Sir James Munby, sitting at the High Court in London, examined three separate cases (Q v Q Re B and Re C). In these cases, the President was faced with three private law children cases in each of which the mother had public funding but the father did not and therefore the fathers were unrepresented.
This is not an uncommon situation as there has been a drastic reduction in the number of represented litigants in private law cases. The number of cases where both parties are represented has fallen significantly, the number of cases where one party is represented has also fallen significantly and, correspondingly, the number of cases where neither party is represented has risen significantly.

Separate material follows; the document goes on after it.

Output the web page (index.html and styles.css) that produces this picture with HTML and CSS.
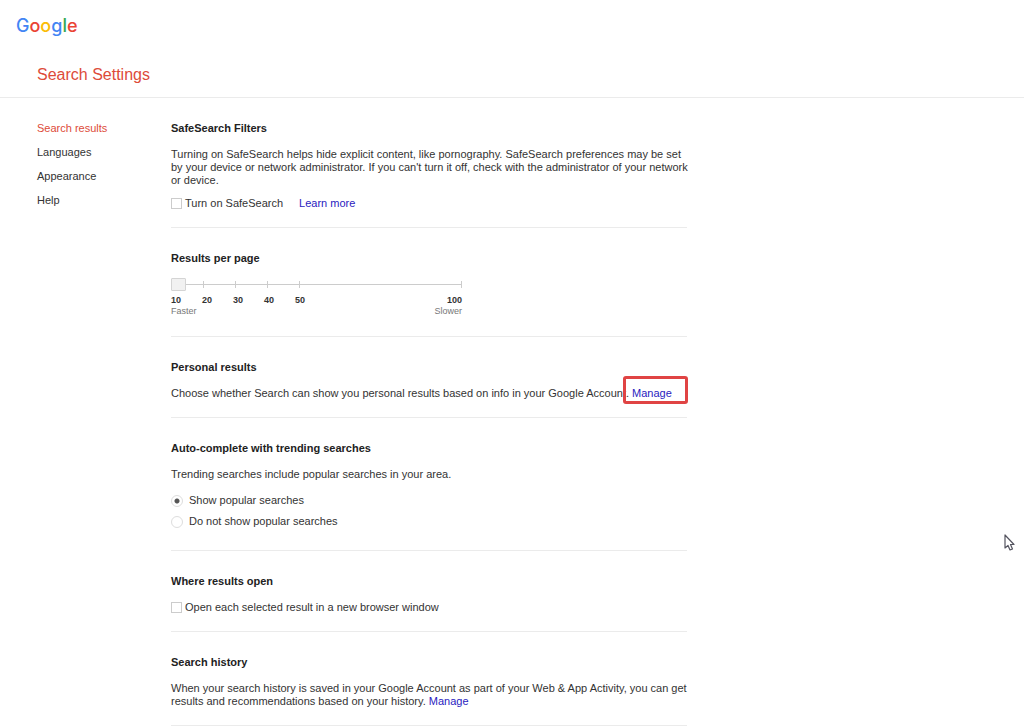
FILE: index.html
```
<!DOCTYPE html>
<html lang="en">
<head>
    <meta charset="UTF-8">
    <meta name="viewport" content="width=device-width, initial-scale=1.0">
    <title>Search Settings</title>
    <link rel="stylesheet" href="styles.css">
</head>
<body>

<header class="header">
    <a class="logo" href="#" aria-label="Google"><span class="blue">G</span><span class="red">o</span><span class="yellow">o</span><span class="blue">g</span><span class="green">l</span><span class="red">e</span></a>
    <h1 class="page-title">Search Settings</h1>
</header>

<div class="page">
    <nav class="side-nav">
        <a class="active" href="#results">Search results</a>
        <a href="#languages">Languages</a>
        <a href="#appearance">Appearance</a>
        <a href="#help">Help</a>
    </nav>

    <main class="settings" id="results">
        <section class="setting">
            <h2>SafeSearch Filters</h2>
            <p>Turning on SafeSearch helps hide explicit content, like pornography. SafeSearch preferences may be set by your device or network administrator. If you can't turn it off, check with the administrator of your network or device.</p>
            <div class="check-row spaced">
                <input type="checkbox" id="safeSearch">
                <label for="safeSearch">Turn on SafeSearch</label>
                <a class="learn-more" href="#">Learn more</a>
            </div>
        </section>

        <section class="setting">
            <h2><label for="perPage">Results per page</label></h2>
            <div class="slider">
                <input type="range" id="perPage" min="10" max="100" step="10" value="10">
                <div class="slider-numbers">
                    <span>10</span>
                    <span>20</span>
                    <span>30</span>
                    <span>40</span>
                    <span>50</span>
                    <span class="last">100</span>
                </div>
                <div class="slider-ends">
                    <span>Faster</span>
                    <span>Slower</span>
                </div>
            </div>
        </section>

        <section class="setting">
            <h2>Personal results</h2>
            <p>Choose whether Search can show you personal results based on info in your Google Account. <a class="marked" href="#">Manage</a></p>
        </section>

        <section class="setting">
            <h2>Auto-complete with trending searches</h2>
            <p>Trending searches include popular searches in your area.</p>
            <div class="radio-list">
                <div class="radio-row">
                    <input type="radio" name="trending" id="trendShow" checked>
                    <label for="trendShow">Show popular searches</label>
                </div>
                <div class="radio-row">
                    <input type="radio" name="trending" id="trendHide">
                    <label for="trendHide">Do not show popular searches</label>
                </div>
            </div>
        </section>

        <section class="setting">
            <h2>Where results open</h2>
            <div class="check-row">
                <input type="checkbox" id="newWindow">
                <label for="newWindow">Open each selected result in a new browser window</label>
            </div>
        </section>

        <section class="setting">
            <h2>Search history</h2>
            <p>When your search history is saved in your Google Account as part of your Web &amp; App Activity, you can get results and recommendations based on your history. <a href="#">Manage</a></p>
        </section>
    </main>
</div>

<!-- Mouse pointer -->
<svg class="pointer" width="12" height="18" viewBox="0 0 12 18" aria-hidden="true">
    <path d="M1 1V14L4 11.500L6 16L8.500 15L6.500 10.500H10Z" fill="#fff" stroke="#555560" stroke-width="1.200" stroke-linejoin="round"/>
</svg>

</body>
</html>
```

FILE: styles.css
```
* {
    box-sizing: border-box;
}

body {
    margin: 0;
    background-color: #fff;
    color: #333;
    font-family: "Liberation Sans", Arial, sans-serif;
    font-size: 11px;
    line-height: 13px;
}

a {
    color: #2a1bc0;
    text-decoration: none;
}

/* Header */
.header {
    display: flex;
    flex-direction: column;
    align-items: flex-start;
    padding: 13px 16px 12px;
    border-bottom: 1px solid #ebebeb;
}

.logo {
    font-family: Inter, sans-serif;
    font-size: 18px;
    font-weight: 500;
    line-height: 26px;
}

.blue {
    color: #4285f4;
}

.red {
    color: #ea4335;
}

.yellow {
    color: #fbbc05;
}

.green {
    color: #34a853;
}

.page-title {
    margin: 26px 0 0 21px;
    color: #dd4b39;
    font-size: 16px;
    font-weight: normal;
    line-height: 20px;
}

/* Layout */
.page {
    display: flex;
    padding-left: 37px;
}

.side-nav {
    display: flex;
    flex-direction: column;
    flex-shrink: 0;
    gap: 11px;
    width: 134px;
    padding-top: 24px;
}

.side-nav a {
    color: #333;
}

.side-nav .active {
    color: #dd4b39;
}

.settings {
    flex: 1;
    max-width: 516px;
}

.setting {
    padding: 24px 0 17px;
    border-bottom: 1px solid #ebebeb;
}

.setting h2 {
    margin: 0 0 13px;
    font-size: 11px;
    color: #222;
}

.setting p {
    margin: 0 -4px 0 0;
}

/* Checkboxes and radios */
.check-row,
.radio-row {
    display: flex;
    align-items: center;
}

.check-row.spaced {
    margin-top: 10px;
}

.check-row input {
    appearance: none;
    width: 11px;
    height: 11px;
    margin: 0 3px 0 0;
    border: 1px solid #ccc;
}

.check-row input:checked {
    background-color: #666;
}

.learn-more {
    margin-left: 16px;
}

.radio-list {
    display: flex;
    flex-direction: column;
    gap: 8px;
    padding: 13px 0 5px;
}

.radio-row input {
    appearance: none;
    width: 12px;
    height: 12px;
    margin: 1px 6px 0 0;
    border: 1px solid #ddd;
    border-radius: 50%;
}

.radio-row input:checked {
    background: radial-gradient(circle, #555 0, #555 2px, #fff 3px);
}

/* Results per page slider */
.slider {
    max-width: 291px;
    padding-bottom: 2px;
    font-size: 9px;
    line-height: 12px;
}

.slider input {
    appearance: none;
    display: block;
    width: 100%;
    height: 13px;
    margin: 0;
    --tick: linear-gradient(#ccc, #ccc);
    background: var(--tick), var(--tick), var(--tick), var(--tick), var(--tick), var(--tick);
    background-repeat: no-repeat;
    background-size: 100% 1px, 1px 7px, 1px 7px, 1px 7px, 1px 7px, 1px 7px;
    background-position: 0 50%, 11% 50%, 22% 50%, 33% 50%, 44% 50%, 100% 50%;
}

.slider input::-webkit-slider-thumb {
    appearance: none;
    width: 15px;
    height: 13px;
    border: 1px solid #d4d4d4;
    border-radius: 1px;
    background-color: #f1f1f1;
}

.slider-numbers {
    display: grid;
    grid-template-columns: repeat(5, 31px) 1fr;
    margin-top: 3px;
    color: #333;
    font-weight: bold;
}

.slider-numbers .last {
    text-align: right;
}

.slider-ends {
    display: flex;
    justify-content: space-between;
    color: #777;
    line-height: 11px;
}

/* Red frame around the link */
.marked {
    position: relative;
}

.marked::after {
    content: "";
    position: absolute;
    top: -11px;
    right: -16px;
    bottom: -5px;
    left: -9px;
    border: 3px solid #e04444;
    border-radius: 3px;
}

.pointer {
    position: absolute;
    top: 534px;
    right: 8px;
}
```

The problems caused by these unbalanced situations have been considerably exacerbated by LASPO. LASPO is the Legal Aid Sentencing and Punishment of Offenders Act 2012 and it introduced significant cuts to Legal Aid provision when it came into force last April. The Act removed Legal Aid from most private family law cases. However, Legal Aid is still available for cases in which domestic violence has been alleged and for exceptional cases.

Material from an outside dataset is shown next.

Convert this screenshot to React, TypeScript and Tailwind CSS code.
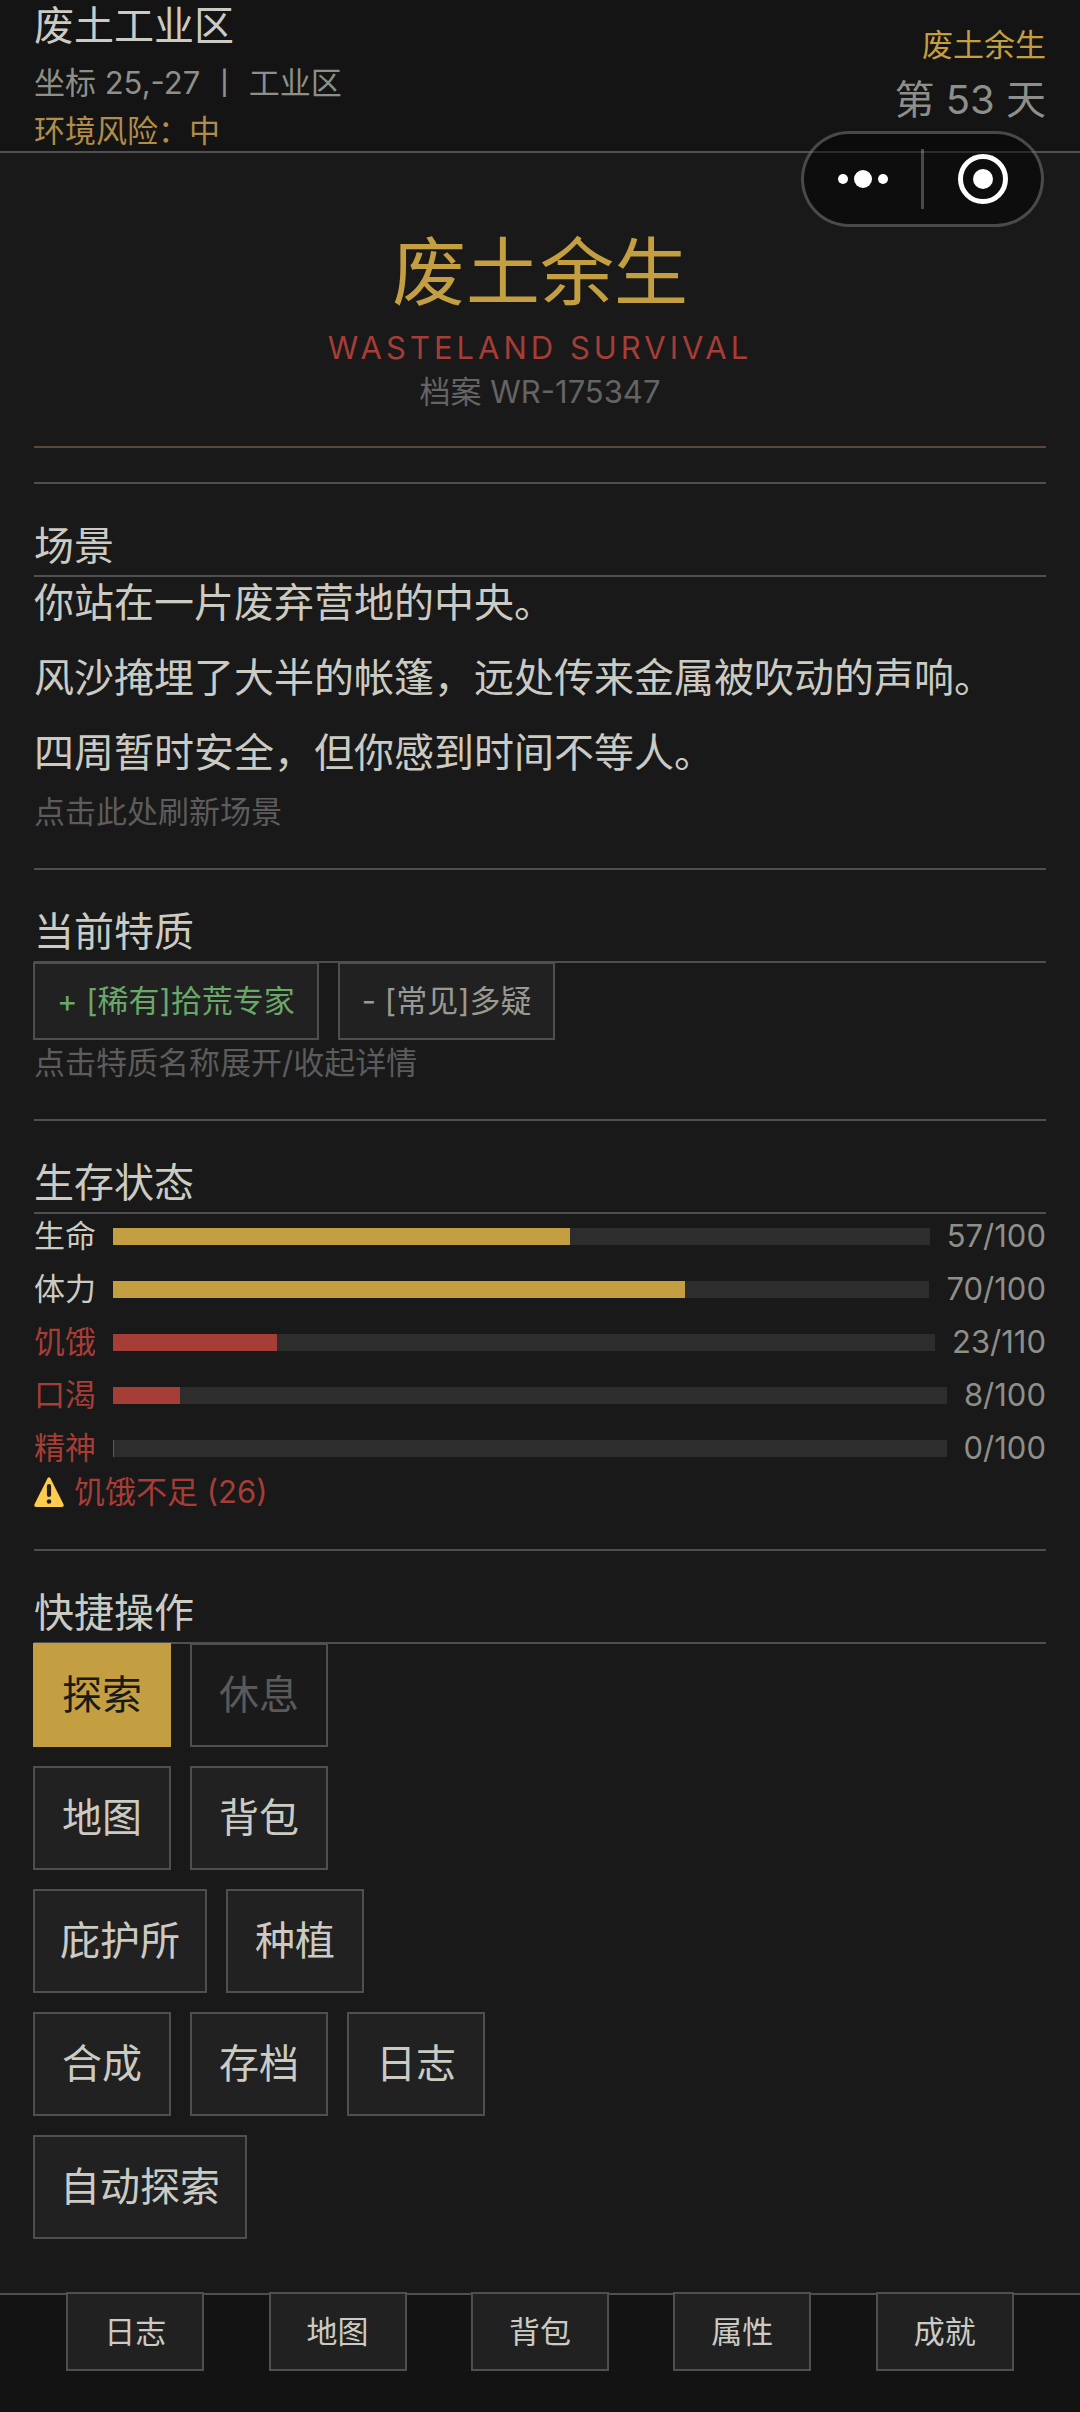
import type { ReactNode } from "react";
import clsx from "clsx";

const scene = [
  "你站在一片废弃营地的中央。",
  "风沙掩埋了大半的帐篷，远处传来金属被吹动的声响。",
  "四周暂时安全，但你感到时间不等人。",
];

const traits = [
  { label: "+ [稀有]拾荒专家", color: "text-[#6aa86a]" },
  { label: "- [常见]多疑", color: "text-[#9a9a94]" },
];

const stats = [
  { name: "生命", value: 57, max: 100, fill: 56, low: false },
  { name: "体力", value: 70, max: 100, fill: 70, low: false },
  { name: "饥饿", value: 23, max: 110, fill: 20, low: true },
  { name: "口渴", value: 8, max: 100, fill: 8, low: true },
  { name: "精神", value: 0, max: 100, fill: 0, low: true },
];

const actions = [
  ["探索", "休息"],
  ["地图", "背包"],
  ["庇护所", "种植"],
  ["合成", "存档", "日志"],
  ["自动探索"],
];

const tabs = ["日志", "地图", "背包", "属性", "成就"];

function Section({ title, children }: { title: string; children: ReactNode }) {
  return (
    <section className="border-t-2 border-[#4f4f4f] pb-9">
      <h2 className="border-b-2 border-[#4f4f4f] pt-[37px] pb-1 text-[40px] leading-[50px]">
        {title}
      </h2>
      {children}
    </section>
  );
}

function ActionButton({ label }: { label: string }) {
  const primary = label === "探索";
  const disabled = label === "休息";
  return (
    <button
      type="button"
      disabled={disabled}
      className={clsx(
        "h-[104px] min-w-[138px] border-2 px-[25px] text-[40px] leading-[50px]",
        primary && "border-[#c49f41] bg-[#c49f41] text-[#1a1a1a]",
        disabled && "border-[#4f4f4f] bg-[#1a1a1a] text-[#5a5a5a]",
        !primary && !disabled && "border-[#4f4f4f] bg-[#212121]"
      )}
    >
      {label}
    </button>
  );
}

function Capsule() {
  return (
    <div className="absolute top-[131px] right-9 flex h-24 w-[243px] items-center rounded-full border-[3px] border-white/25 bg-black/45">
      <button type="button" aria-label="更多" className="flex flex-1 justify-center">
        <svg width="52" height="20" viewBox="0 0 52 20" fill="#fff">
          <circle cx="6" cy="10" r="5" />
          <circle cx="26" cy="10" r="9" />
          <circle cx="46" cy="10" r="5" />
        </svg>
      </button>
      <span className="h-[60px] w-[3px] bg-white/25" />
      <button type="button" aria-label="关闭" className="flex flex-1 justify-center">
        <svg width="50" height="50" viewBox="0 0 50 50">
          <circle cx="25" cy="25" r="22.5" fill="none" stroke="#fff" strokeWidth="5" />
          <circle cx="25" cy="25" r="10" fill="#fff" />
        </svg>
      </button>
    </div>
  );
}

function WarningIcon() {
  return (
    <svg width="30" height="30" viewBox="0 0 30 30" aria-hidden="true">
      <path
        d="M13.6 1.2Q15 -.8 16.4 1.2L29.4 27Q30.4 29.8 28 30H2Q-.4 29.8 .6 27Z"
        fill="#ffcc4d"
      />
      <path d="M15 9v9" stroke="#231f20" strokeWidth="4.2" strokeLinecap="round" />
      <circle cx="15" cy="24.5" r="2.3" fill="#231f20" />
    </svg>
  );
}

export default function App() {
  return (
    <div className="relative flex min-h-screen flex-col bg-[#191919] font-[Inter,'Noto_Sans_CJK_SC',sans-serif] text-[31px] leading-10 text-[#cbcbc4]">
      <header className="flex items-start justify-between border-b-2 border-[#4f4f4f] bg-[#141414] px-[34px]">
        <div>
          <h2 className="text-[40px] leading-[52px]">废土工业区</h2>
          <p className="mt-[11px] whitespace-pre text-[#8f8f8a]">坐标 25,-27 丨 工业区</p>
          <p className="mt-2 text-[#b08d4a]">环境风险：中</p>
        </div>
        <div className="pt-[25px] text-right">
          <p className="text-[#c49f41]">废土余生</p>
          <p className="mt-[9px] text-[40px] leading-[52px] text-[#8f8f8a]">第 53 天</p>
        </div>
      </header>
      <Capsule />

      <main className="px-[34px] pb-4">
        <div className="mb-[34px] border-b-2 border-[#5c4637] pt-[74px] pb-8 text-center">
          <h1 className="text-[74px] leading-[90px] text-[#c49f41]">废土余生</h1>
          <p className="mt-[9px] leading-[44px] tracking-[4px] text-[#a63d36]">
            WASTELAND SURVIVAL
          </p>
          <p className="leading-[44px] text-[#646464]">档案 WR-175347</p>
        </div>

        <Section title="场景">
          <div className="flex flex-col gap-[23px] text-[40px] leading-[52px]">
            {scene.map((line) => (
              <p key={line}>{line}</p>
            ))}
          </div>
          <button type="button" className="mt-[13px] block text-[#5c5c5c]">
            点击此处刷新场景
          </button>
        </Section>

        <Section title="当前特质">
          <div className="-mt-px -ml-px flex flex-wrap gap-[19px]">
            {traits.map(({ label, color }) => (
              <button
                key={label}
                type="button"
                className={clsx("h-[78px] border-2 border-[#4f4f4f] bg-[#212121] px-[22px]", color)}
              >
                {label}
              </button>
            ))}
          </div>
          <p className="mt-[3px] text-[#5c5c5c]">点击特质名称展开/收起详情</p>
        </Section>

        <Section title="生存状态">
          <div className="flex flex-col gap-[9px]">
            {stats.map(({ name, value, max, fill, low }) => (
              <div key={name} className="flex items-center gap-[17px] leading-[44px]">
                <span className={clsx(low && "text-[#a63d36]")}>{name}</span>
                <div className="h-[17px] flex-1 bg-[#2d2d2d]">
                  <div
                    className={clsx("h-full min-w-px", low ? "bg-[#a63d36]" : "bg-[#c49f41]")}
                    style={{ width: `${fill}%` }}
                  />
                </div>
                <span className="text-[#8f8f8a]">
                  {value}/{max}
                </span>
              </div>
            ))}
          </div>
          <p className="flex items-center gap-2.5 leading-[43px] text-[#a63d36]">
            <WarningIcon />
            饥饿不足 (26)
          </p>
        </Section>

        <Section title="快捷操作">
          <div className="-mt-px -ml-px flex flex-col gap-[19px]">
            {actions.map((row) => (
              <div key={row[0]} className="flex gap-[19px]">
                {row.map((label) => (
                  <ActionButton key={label} label={label} />
                ))}
              </div>
            ))}
          </div>
        </Section>
      </main>

      <nav className="mt-auto flex justify-around border-t-2 border-[#4f4f4f] bg-[#131313] px-[34px] pb-[41px]">
        {tabs.map((tab) => (
          <button
            key={tab}
            type="button"
            className="-mt-[3px] h-[79px] w-[138px] border-2 border-[#4f4f4f] bg-[#212121]"
          >
            {tab}
          </button>
        ))}
      </nav>
    </div>
  );
}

The President said that the three cases before him had “raised common and overlapping issues. Each is a private law case in which a father is seeking to play a role in the life of his child, who lives with the mother. In each case the problems with which I am faced derive from the fact that whereas the mother has public funding the father does not. The problems caused by these unbalanced situations had been considerably exacerbated by LASPO”.
Re B and Re C raised a particularly difficult problem, arising out of the fact that in each case, the father was accused of rape and that in Re C, the father was also being prosecuted in the Crown Court. Therefore the President said that in each case “there was a pressing need for the father to have access to legal advice”.
In relation to the father in Q v Q, the President concluded that in the event that the father’s application for public funding under LASPO is unsuccessful, “The cost will in my judgment have to be borne by HMCTS. HMCTS will also have to pay the costs of providing the father with an interpreter in court. If the father is still unable to obtain representation, I will have to consider whether the costs of that should also be borne by HMCTS”.
The President concluded that “There may be circumstances in which the court can properly direct that the cost of certain activities should be borne by HM Courts and Tribunal Service. I emphasise that the provision of interpreters and translators apart, this is an order of last resort”. However, he added that “such orders may not be appropriate in less serious cases”.
Emma Alfieri from our family team commented: “These cases highlight the difficulties that individuals and the courts are experiencing following the cuts to Legal Aid provision”.